Grupos de direitos humanos dizem que o tribunal para casos de terrorismo tem sido usado para julgar dissidentes pacíficos — e que é conhecido por violar as normas de um julgamento imparcial e por aplicar penas rigorosas.
Em 9 de janeiro, ela foi condenada e sentenciada a 11 anos de prisão pelo tribunal, mas o veredito só foi anunciado publicamente em uma carta da missão saudita ao Escritório de Direitos Humanos da ONU, datada de 25 de janeiro.
A carta dizia que o tribunal a considerava culpada de "crimes de terrorismo", com base nos artigos 43 e 44 da lei de combate ao terrorismo.
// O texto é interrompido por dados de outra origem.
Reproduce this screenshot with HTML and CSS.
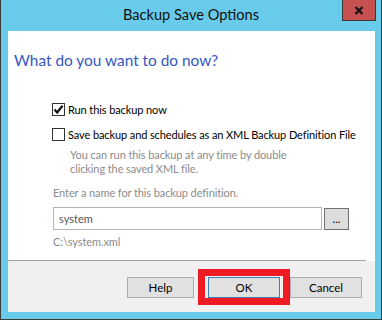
FILE: index.html
```html
<!DOCTYPE html>
<html lang="en">
  <head>
    <meta charset="UTF-8" />
    <meta name="viewport" content="width=device-width, initial-scale=1.0" />
    <title>Backup Save Options</title>
    <link rel="stylesheet" href="styles.css">
  </head>
  <body>
    <div class="window">
      <div class="titlebar">
        <span></span>
        <div class="title">Backup Save Options</div>
        <button class="close" aria-label="Close">
          <svg width="10" height="9" viewBox="0 0 10 9">
            <path d="M1.5 1 L8.5 8 M8.5 1 L1.5 8" stroke="#111" stroke-width="2.2" />
          </svg>
        </button>
      </div>

      <div class="client">
        <div class="content">
          <h1 class="heading">What do you want to do now?</h1>

          <label class="option option-first">
            <span class="checkbox">
              <svg width="11" height="11" viewBox="0 0 11 11">
                <path d="M1.5 5.5 L4.2 8.5 L9.5 1.8" fill="none" stroke="#111" stroke-width="2.2" />
              </svg>
            </span>
            Run this backup now
          </label>

          <label class="option">
            <span class="checkbox"></span>
            Save backup and schedules as an XML Backup Definition File
          </label>

          <p class="note">
            You can run this backup at any time by double<br />clicking the saved XML file.
          </p>

          <div class="field-label">Enter a name for this backup definition.</div>
          <div class="field-row">
            <input type="text" class="name-input" value="system" />
            <button class="browse">...</button>
          </div>
          <div class="path">C:\system.xml</div>
        </div>

        <div class="separator"></div>

        <div class="footer">
          <button class="btn btn-help">Help</button>
          <span class="highlight">
            <button class="btn btn-default">OK</button>
          </span>
          <button class="btn">Cancel</button>
        </div>
      </div>
    </div>
  </body>
</html>
```

FILE: styles.css
```css
html,
body {
  margin: 0;
  padding: 0;
}
body {
  font-family: Lato, "Open Sans", sans-serif;
  font-size: 11px;
  letter-spacing: -0.1px;
  color: #000;
  background-color: #69cbea;
}
.window {
  width: 382px;
  height: 320px;
  box-sizing: border-box;
  background-color: #69cbea;
  border-left: 1px solid #3b3b3b;
  border-right: 1px solid #3b3b3b;
  border-bottom: 1px solid #3b3b3b;
  padding: 0 6px 7px 7px;
  display: flex;
  flex-direction: column;
}
.titlebar {
  height: 31px;
  flex: none;
  display: grid;
  grid-template-columns: 1fr auto 1fr;
  margin: 0 -6px 0 -7px;
}
.title {
  font-size: 14.6px;
  letter-spacing: 0;
  line-height: 30px;
  color: #111;
}
.close {
  justify-self: end;
  align-self: start;
  width: 34px;
  height: 21px;
  margin-right: 5px;
  padding: 0;
  background-color: #c75050;
  border: 1px solid #3b3b3b;
  border-top: none;
  display: flex;
  align-items: center;
  justify-content: center;
}
.client {
  flex: 1;
  display: flex;
  flex-direction: column;
  background-color: #fff;
}
.content {
  flex: 1;
  padding-left: 44px;
}
.separator {
  height: 1px;
  margin-right: 9px;
  background-color: #a0a0a0;
}
.heading {
  margin: 18px 0 29px -38px;
  font-size: 15.4px;
  letter-spacing: 0;
  line-height: 22px;
  font-weight: normal;
  color: #3557c4;
}
.option {
  display: flex;
  align-items: center;
  gap: 3px;
  height: 18px;
  margin-top: 7px;
  white-space: nowrap;
}
.option-first {
  margin-top: 0;
}
.checkbox {
  flex: none;
  width: 13px;
  height: 13px;
  box-sizing: border-box;
  border: 1px solid #333;
  background-color: #fff;
  display: flex;
  align-items: center;
  justify-content: center;
}
.note {
  margin: 5px 0 0 18px;
  line-height: 14px;
  color: #8c8c8c;
}
.field-label {
  margin: 9px 0 0 1px;
  line-height: 16px;
  color: #8c8c8c;
}
.field-row {
  display: flex;
  align-items: center;
  gap: 2px;
  margin-top: 6px;
  margin-left: 1px;
}
.name-input {
  width: 269px;
  height: 23px;
  box-sizing: border-box;
  border: 1px solid #b4b4b4;
  padding: 0 5px;
  font-family: inherit;
  font-size: 11px;
  color: #555;
  outline: none;
}
.browse {
  width: 25px;
  height: 22px;
  padding: 0;
  border: 1px solid #707070;
  background-color: #dddddd;
  font-family: inherit;
  font-size: 11px;
  line-height: 1;
}
.path {
  margin: 4px 0 0 1px;
  line-height: 16px;
  color: #8c8c8c;
}
.footer {
  height: 51px;
  box-sizing: border-box;
  flex: none;
  display: flex;
  align-items: flex-start;
  justify-content: flex-end;
  padding: 8px 13px 0 0;
  background-color: #f0f0f0;
}
.btn {
  width: 72px;
  height: 21px;
  margin-top: 8px;
  padding: 0;
  border: 1px solid #adadad;
  background-color: #e1e1e1;
  font-family: inherit;
  font-size: 11.5px;
  color: #000;
}
.btn-help {
  width: 67px;
  margin-right: 4px;
}
.btn-default {
  display: block;
  margin-top: 0;
  border-color: #3c7fb1;
}
.highlight {
  display: block;
  border: 7px solid #ed1c24;
  padding: 1px 3px 0;
}
```
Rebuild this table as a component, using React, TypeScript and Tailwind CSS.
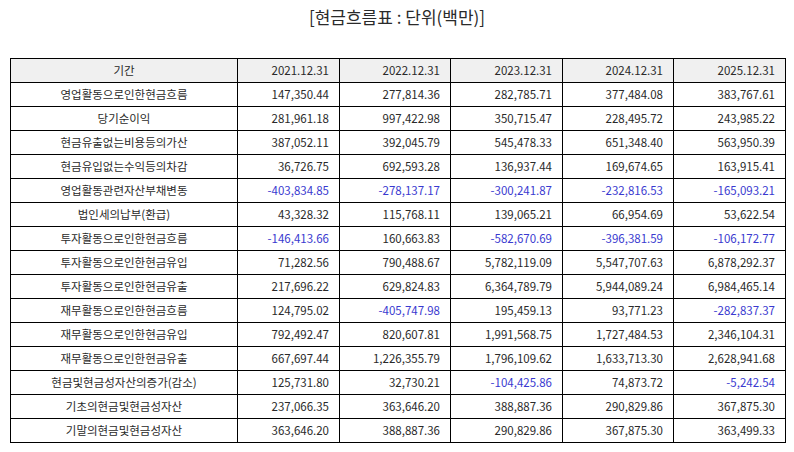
import React from 'react';

type Row = { label: string; values: string[] };

const years = ['2021.12.31', '2022.12.31', '2023.12.31', '2024.12.31', '2025.12.31'];

const rows: Row[] = [
  { label: '영업활동으로인한현금흐름', values: ['147,350.44', '277,814.36', '282,785.71', '377,484.08', '383,767.61'] },
  { label: '당기순이익', values: ['281,961.18', '997,422.98', '350,715.47', '228,495.72', '243,985.22'] },
  { label: '현금유출없는비용등의가산', values: ['387,052.11', '392,045.79', '545,478.33', '651,348.40', '563,950.39'] },
  { label: '현금유입없는수익등의차감', values: ['36,726.75', '692,593.28', '136,937.44', '169,674.65', '163,915.41'] },
  { label: '영업활동관련자산부채변동', values: ['-403,834.85', '-278,137.17', '-300,241.87', '-232,816.53', '-165,093.21'] },
  { label: '법인세의납부(환급)', values: ['43,328.32', '115,768.11', '139,065.21', '66,954.69', '53,622.54'] },
  { label: '투자활동으로인한현금흐름', values: ['-146,413.66', '160,663.83', '-582,670.69', '-396,381.59', '-106,172.77'] },
  { label: '투자활동으로인한현금유입', values: ['71,282.56', '790,488.67', '5,782,119.09', '5,547,707.63', '6,878,292.37'] },
  { label: '투자활동으로인한현금유출', values: ['217,696.22', '629,824.83', '6,364,789.79', '5,944,089.24', '6,984,465.14'] },
  { label: '재무활동으로인한현금흐름', values: ['124,795.02', '-405,747.98', '195,459.13', '93,771.23', '-282,837.37'] },
  { label: '재무활동으로인한현금유입', values: ['792,492.47', '820,607.81', '1,991,568.75', '1,727,484.53', '2,346,104.31'] },
  { label: '재무활동으로인한현금유출', values: ['667,697.44', '1,226,355.79', '1,796,109.62', '1,633,713.30', '2,628,941.68'] },
  { label: '현금및현금성자산의증가(감소)', values: ['125,731.80', '32,730.21', '-104,425.86', '74,873.72', '-5,242.54'] },
  { label: '기초의현금및현금성자산', values: ['237,066.35', '363,646.20', '388,887.36', '290,829.86', '367,875.30'] },
  { label: '기말의현금및현금성자산', values: ['363,646.20', '388,887.36', '290,829.86', '367,875.30', '363,499.33'] },
];

export default function App() {
  return (
    <div
      className="w-[794px] h-[452px] bg-white text-[#2a2a2a]"
      style={{ fontFamily: '"Noto Sans CJK KR", "Noto Sans", sans-serif' }}
    >
      {/* Title */}
      <div className="h-[36px] pt-[4px] text-center text-[17px] leading-[26px]">[현금흐름표 : 단위(백만)]</div>

      {/* Cash flow table */}
      <div className="px-[10px] pt-[22px]">
        <table className="w-[775px] table-fixed border-collapse text-[11.5px]">
          <colgroup>
            <col className="w-[227px]" />
            <col className="w-[102px]" />
            <col className="w-[111px]" />
            <col className="w-[112px]" />
            <col className="w-[111px]" />
            <col className="w-[112px]" />
          </colgroup>
          <thead>
            <tr className="h-[24px] bg-[#f0f0f0]">
              <th className="border border-black font-normal text-center">기간</th>
              {years.map((y) => (
                <th key={y} className="border border-black font-normal text-right pr-[10px]">
                  {y}
                </th>
              ))}
            </tr>
          </thead>
          <tbody>
            {rows.map((r) => (
              <tr key={r.label} className="h-[24px]">
                <td className="border border-black text-center">{r.label}</td>
                {r.values.map((v, i) => (
                  <td
                    key={i}
                    className={`border border-black text-right pr-[10px] ${v.startsWith('-') ? 'text-[#3a3ad0]' : ''}`}
                  >
                    {v}
                  </td>
                ))}
              </tr>
            ))}
          </tbody>
        </table>
      </div>
    </div>
  );
}
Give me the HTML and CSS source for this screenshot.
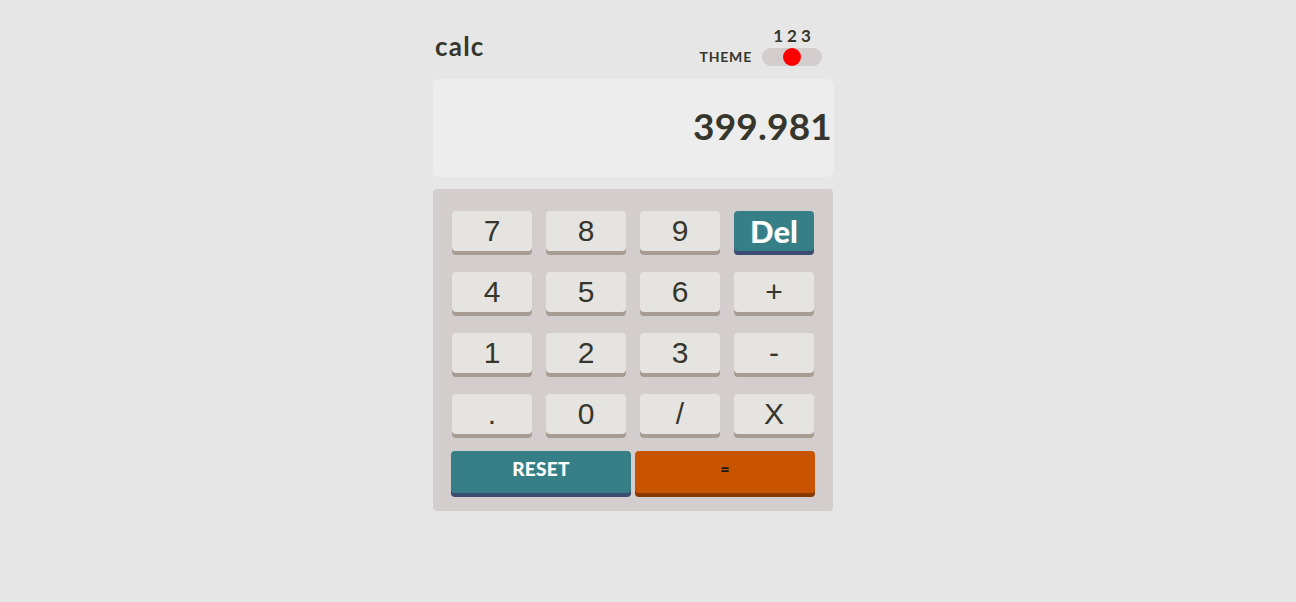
FILE: index.html
```html
<!DOCTYPE html>
<html>
<head>
<meta charset="utf-8">
<link rel="stylesheet" href="styles.css">
</head>
<body>
<main class="calc">
  <header class="top">
    <h1 class="logo">calc</h1>
    <div class="theme">
      <span class="theme-label">THEME</span>
      <div class="switch">
        <div class="nums"><span>1</span><span>2</span><span>3</span></div>
        <div class="track"><span class="knob"></span></div>
      </div>
    </div>
  </header>
  <section class="screen">399.981</section>
  <section class="pad">
    <div class="grid">
      <button class="key">7</button>
      <button class="key">8</button>
      <button class="key">9</button>
      <button class="key del">Del</button>
      <button class="key">4</button>
      <button class="key">5</button>
      <button class="key">6</button>
      <button class="key">+</button>
      <button class="key">1</button>
      <button class="key">2</button>
      <button class="key">3</button>
      <button class="key">-</button>
      <button class="key">.</button>
      <button class="key">0</button>
      <button class="key">/</button>
      <button class="key">X</button>
    </div>
    <div class="bottom">
      <button class="wide reset">RESET</button>
      <button class="wide equals">=</button>
    </div>
  </section>
</main>
</body>
</html>
```
FILE: styles.css
```css
* { box-sizing: border-box; }
html, body { margin: 0; padding: 0; }
body {
  background: #e6e6e6;
  font-family: "Lato", "Liberation Sans", sans-serif;
  color: #36362c;
}
.calc {
  width: 430px;
  margin: 0 auto;
  padding-top: 27px;
}
.top {
  width: 401px;
  height: 52px;
  display: flex;
  justify-content: space-between;
  align-items: flex-start;
}
.logo {
  margin: 4px 0 0 2px;
  font-size: 26px;
  font-weight: 700;
  line-height: 30px;
  letter-spacing: 1.2px;
}
.theme {
  display: flex;
  align-items: flex-end;
  margin-right: 12px;
}
.theme-label {
  font-size: 14px;
  font-weight: 700;
  letter-spacing: 0.8px;
  margin-right: 10px;
  margin-bottom: 1px;
}
.switch {
  display: flex;
  flex-direction: column;
  align-items: center;
  width: 60px;
}
.nums {
  display: flex;
  gap: 4px;
  font-size: 17px;
  font-weight: 700;
  line-height: 18px;
  margin-bottom: 3px;
}
.track {
  width: 60px;
  height: 18px;
  border-radius: 9px;
  background: #d3cdcd;
  display: flex;
  align-items: center;
  justify-content: center;
}
.knob {
  width: 18px;
  height: 18px;
  border-radius: 50%;
  background: #ff0000;
}
.screen {
  width: 401px;
  height: 98px;
  background: #ededed;
  border-radius: 6px;
  display: flex;
  align-items: center;
  justify-content: flex-end;
  padding-right: 2px;
  padding-bottom: 6px;
  font-size: 37px;
  font-weight: 700;
  letter-spacing: 0.2px;
  color: #36362c;
}
.pad {
  width: 400px;
  margin-top: 12px;
  background: #d3cdcd;
  border-radius: 4px;
  padding: 22px 18px 18px 18px;
}
.grid {
  display: grid;
  grid-template-columns: repeat(4, 80px);
  column-gap: 14px;
  row-gap: 17px;
  padding-left: 1px;
}
button { font: inherit; border: 0; cursor: pointer; padding: 0; }
.key {
  height: 40px;
  margin-bottom: 4px;
  background: #e6e4e1;
  border-radius: 4px;
  box-shadow: 0 4px 0 #a69c91;
  font-family: "Liberation Sans", Arial, sans-serif;
  font-size: 30px;
  line-height: 40px;
  color: #36362c;
}
.key.del {
  background: #377f86;
  box-shadow: 0 4px 0 #3b4d70;
  color: #ffffff;
  font-family: "Lato", sans-serif;
  font-weight: 900;
  font-size: 31px;
  line-height: 36px;
}
.bottom {
  display: flex;
  gap: 4px;
  margin-top: 13px;
}
.wide {
  width: 180px;
  height: 42px;
  border-radius: 4px;
  font-weight: 900;
}
.reset {
  background: #377f86;
  box-shadow: 0 4px 0 #3b4d70;
  color: #ffffff;
  font-size: 19px;
  letter-spacing: 0.3px;
  padding-bottom: 7px;
}
.equals {
  background: #c85401;
  box-shadow: 0 4px 0 #873901;
  color: #1a1a1a;
  font-size: 16px;
  padding-bottom: 7px;
}
```
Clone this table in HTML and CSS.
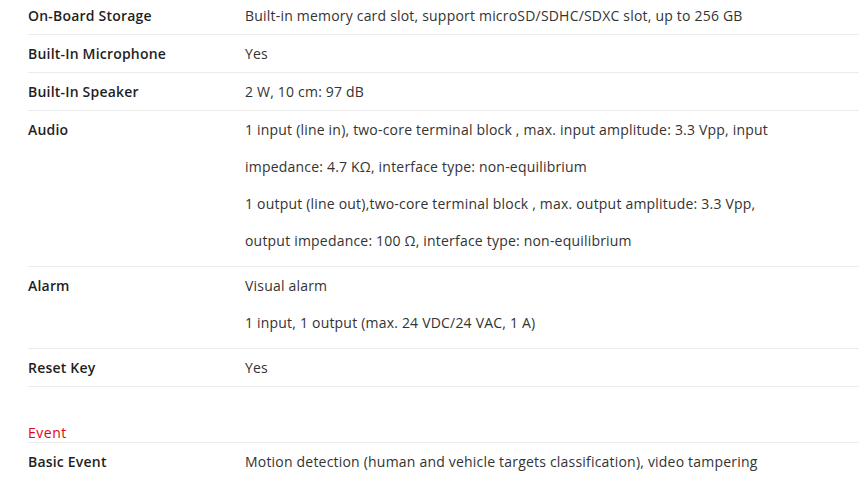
FILE: index.html
```html
<!DOCTYPE html>
<html lang="en">
<head>
<meta charset="utf-8">
<title>Specifications</title>
<link rel="stylesheet" href="styles.css">
</head>
<body>
<div class="specs">
  <div class="row">
    <div class="label">On-Board Storage</div>
    <div class="value"><p>Built-in memory card slot, support microSD/SDHC/SDXC slot, up to 256 GB</p></div>
  </div>
  <div class="row">
    <div class="label">Built-In Microphone</div>
    <div class="value"><p>Yes</p></div>
  </div>
  <div class="row">
    <div class="label">Built-In Speaker</div>
    <div class="value"><p>2 W, 10 cm: 97 dB</p></div>
  </div>
  <div class="row multi">
    <div class="label">Audio</div>
    <div class="value">
      <p>1 input (line in), two-core terminal block , max. input amplitude: 3.3 Vpp, input<br>impedance: 4.7 KΩ, interface type: non-equilibrium</p>
      <p>1 output (line out),two-core terminal block , max. output amplitude: 3.3 Vpp,<br>output impedance: 100 Ω, interface type: non-equilibrium</p>
    </div>
  </div>
  <div class="row multi">
    <div class="label">Alarm</div>
    <div class="value">
      <p>Visual alarm</p>
      <p>1 input, 1 output (max. 24 VDC/24 VAC, 1 A)</p>
    </div>
  </div>
  <div class="row">
    <div class="label">Reset Key</div>
    <div class="value"><p>Yes</p></div>
  </div>

  <h3 class="section">Event</h3>
  <div class="row multi">
    <div class="label">Basic Event</div>
    <div class="value"><p>Motion detection (human and vehicle targets classification), video tampering</p></div>
  </div>
</div>
</body>
</html>
```

FILE: styles.css
```css
html, body {
  margin: 0;
  padding: 0;
  background: #ffffff;
}

body {
  font-family: "Open Sans", "Liberation Sans", sans-serif;
  font-size: 14px;
  letter-spacing: 0.2px;
  color: #333333;
  overflow: hidden;
}

.specs {
  margin: -3px 0 0 28px;
  width: 831px;
}

.row {
  display: flex;
  border-bottom: 1px solid #ebebeb;
  line-height: 37px;
}

.row.multi {
  padding-bottom: 7px;
}

.label {
  flex: 0 0 217px;
  font-weight: 600;
  color: #1f1f1f;
}

.value {
  flex: 1;
}

.value p {
  margin: 0;
}

.section {
  margin: 36px 0 0 0;
  font-size: 14px;
  font-weight: 400;
  line-height: 19px;
  letter-spacing: 0.5px;
  color: #e60012;
  border-bottom: 1px solid #ebebeb;
}
```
Eles descrevem penas para "qualquer pessoa que crie, lance ou use um site ou um programa de computador ou um dispositivo eletrônico para cometer [um crime de terrorismo]"; e "qualquer pessoa que, por qualquer meio, transmita ou publique notícias , declarações, rumores falsos ou maliciosos, ou algo semelhante, para cometer um crime de terrorismo".
A carta ressaltava que o tribunal "verificou todas as evidências contra ela, respeitando plenamente os compromissos internacionais da Arábia Saudita".
"O governo deseja destacar o fato de que o exercício e a defesa dos direitos não é um crime segundo a lei saudita; no entanto, justificar as ações de terroristas descrevendo-as como exercício ou defesa dos direitos é inaceitável e constitui uma tentativa de legitimar crimes terroristas", acrescenta o texto.
A chefe de advocacia da ALQST, Lina al-Hathloul, afirma que a "convicção de Manahel al-Otaibi de que ela poderia agir com liberdade poderia ter sido uma propaganda positiva para a narrativa bastante elogiada de Mohammed bin Salman de liderar as reformas dos direitos das mulheres no país".
"Em vez disso, ao prendê-la e agora impor esta pena ultrajante, as autoridades sauditas revelaram mais uma vez a natureza arbitrária e contraditória das suas chamadas reformas, e sua determinação contínua de controlar as mulheres da Arábia Saudita", avalia.